Since its signing on December 22, tax and accounting professionals have been busy navigating the numerous impacts of the Tax Cuts and Jobs Act (the “Act”). Certain sections have been particularly relevant to companies with operations outside the U.S. as well as “inverted” companies – those previously headquartered in the U.S. but now based in other countries, which, before the Act, were more appealing from a tax perspective.
Prior to the Act, corporations were subject to U.S. taxation based on worldwide income, but they were able to defer tax on much of the income of controlled foreign corporations (CFCs) until earnings were repatriated. The prior structure naturally led to publicized cash hoarding outside the U.S., such as more than $250 billion in cash that Apple had until recently parked in an Irish entity due to Ireland’s low tax rate.
The Act clearly discourages such shifting of profits to CFCs by introducing an anti-profit-shifting principle with a new tax on “global intangible low-taxed income,” or “GILTI.” The new tax indirectly captures the benefit of international intellectual property (IP) and intangible assets by taxing the excess return of 10% of the tax basis of the CFC’s depreciable, tangible property used in the production of the CFC’s income. The concept behind GILTI is that anything above a 10% return on a CFCs’ tangible assets is related to international IP.
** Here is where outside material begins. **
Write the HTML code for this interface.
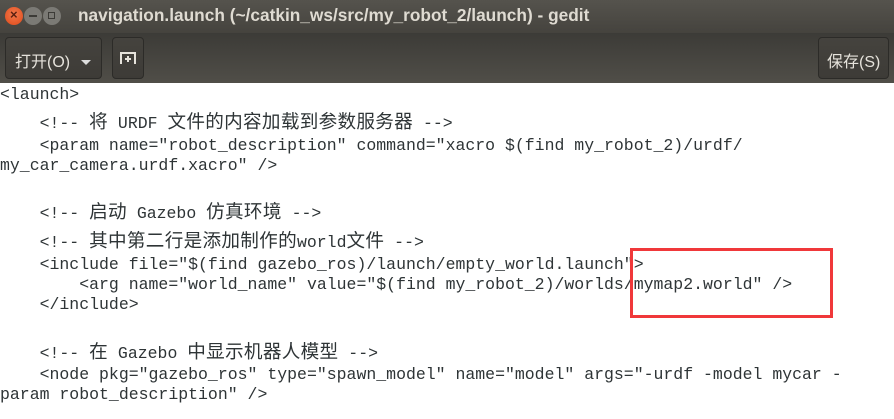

For some CFCs, 10% times the tax basis of tangible assets may exceed the income of that CFC, resulting in zero GILTI tax for that CFC. For others, 10% times the tax basis of the CFC’s tangible assets might be a small number relative to the income of that CFC, resulting in a large tax for the CFC. These CFCs may have earnings heavily reliant on IP, and for them the new GILTI tax has accomplished its goal. However, CFCs with fully depreciated or otherwise understated tax bases of their tangible assets, would face a high GILTI tax. Depending on the CFC’s tax credits, the tax rate in each country, and other entity-specific factors, a key uncertainty is whether such entities might be motivated to effect intercompany asset sales. These sales would result in a “basis bump” for the tangible assets with the hope that 10% times a higher tangible asset base will reduce or even eliminate any excess income in these entities.
Interestingly, inverted companies with noncalendar fiscal year-ends may have an opportunity to engage in gap-period planning prior to the start of the effective period. Because the tax on the CFC is determined at the end of the last taxable year beginning before January 1, 2018, an entity with a fiscal year other than the calendar year can transfer CFCs “out from under” the U.S. subsidiary before its next year-end and would not have GILTI tax when the law becomes effective – on the first day of the entity’s next fiscal year. For December 31 filers there is no gap between December 31, 2017 and January 1, 2018, and thus no gap period; changing a fiscal year-end to create this timing gap is not allowed.
Many professionals had hoped the Act would be signed after 2017, in order to give time to interpret and understand its implications. But similar to the speed at which the Act went from its introductory phase to becoming law, domestic and international companies are quickly trying to determine its far-reaching and long-term impacts.